Wracam do wody w spodniobutach. Już pierwszy rzut przynosi kolejną "bombę". Kołowrotek bzyczy, ryba ucieka z nurtem. Wiem, że mam kiju suma znacznie większego niż poprzedni, ale jednocześnie czuje, że ta ryba jest do wyholowania. Niestety, w chwilę potem plecionka przeciera się na sumowej tarce.
"Niech to diabli! To był mój ulubiony wobler, w dodatku całkiem nowy" - pomyślałem. Rozglądam się i zdaje sobie sprawę że nastała już noc. Nieśpiesznie składam wędkę i kieruję się w stronę auta. To był fajny wieczór.
Przeczytaj także:
Krótka opowieść o rzecznym sumie
Wiślane rapowanie-jak łowić bolenie
Krzyśku, niestety sumów u nas jest stanowczo za wiele. Wydaje mi się, iż po części są one odpowiedzialne za zanik innych gatunków. Przecież taka wielka ilość sumowych gęb musi coś jeść. I raczej nie są to kiełże czy widelnice. W mojej ocenie PZW lub WP powinno odpowiednio na ten stan rzeczy zareagować i zaapelować do ministerstwa środowiska o zmniejszenie na rok lub dwa wymiaru ochronnego suma do np. 50 czy 60 cm.

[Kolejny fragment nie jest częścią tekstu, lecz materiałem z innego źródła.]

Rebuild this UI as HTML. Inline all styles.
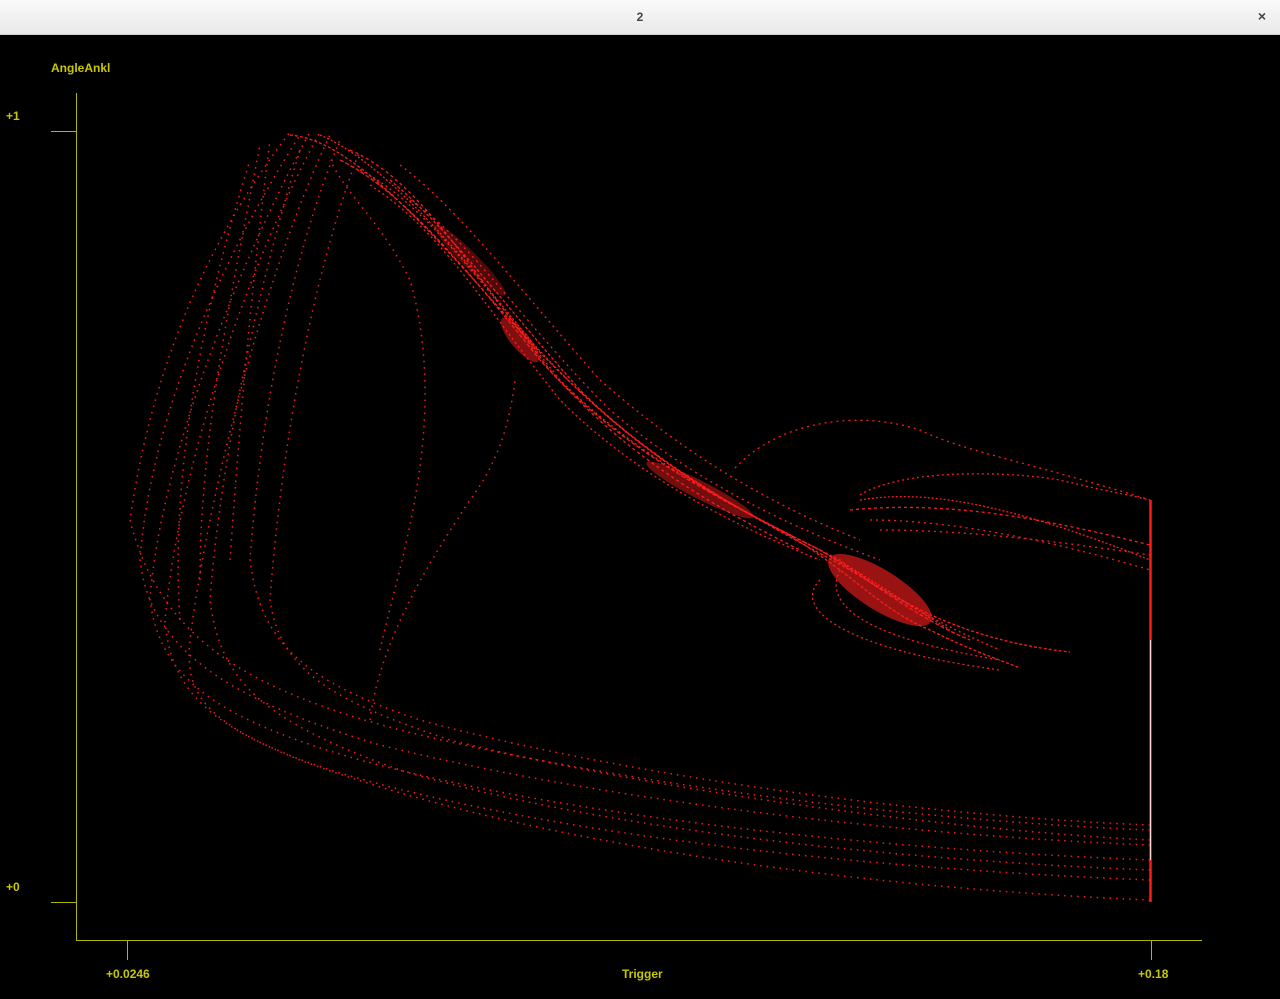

OdpowiedzUsuńSuma obecnie jest zdecydowanie za dużo, nie tylko we Wiśle ale też w jej dopływach - łowi się je na bieżąco w mniejszych rzekach w których kiedyś nie występowały. Nawet w samej Wiśle sum był kiedyś rzadkim przyłowem, na ten moment łowię sumiki male i nieco większe niemal na każdym wypadzie - nieważne czy chodzę za kleniem, boleniem czy sandaczem. Od czasu do czasu trafia się większy i zabiera wobler. Zajmują miejsca w rzece które kiedyś były ostoją innych ryb. Myślę że taka ilość suma spowoduje skurczenie się pogłowia innych gatunków, co może być widoczne już za kilka lat.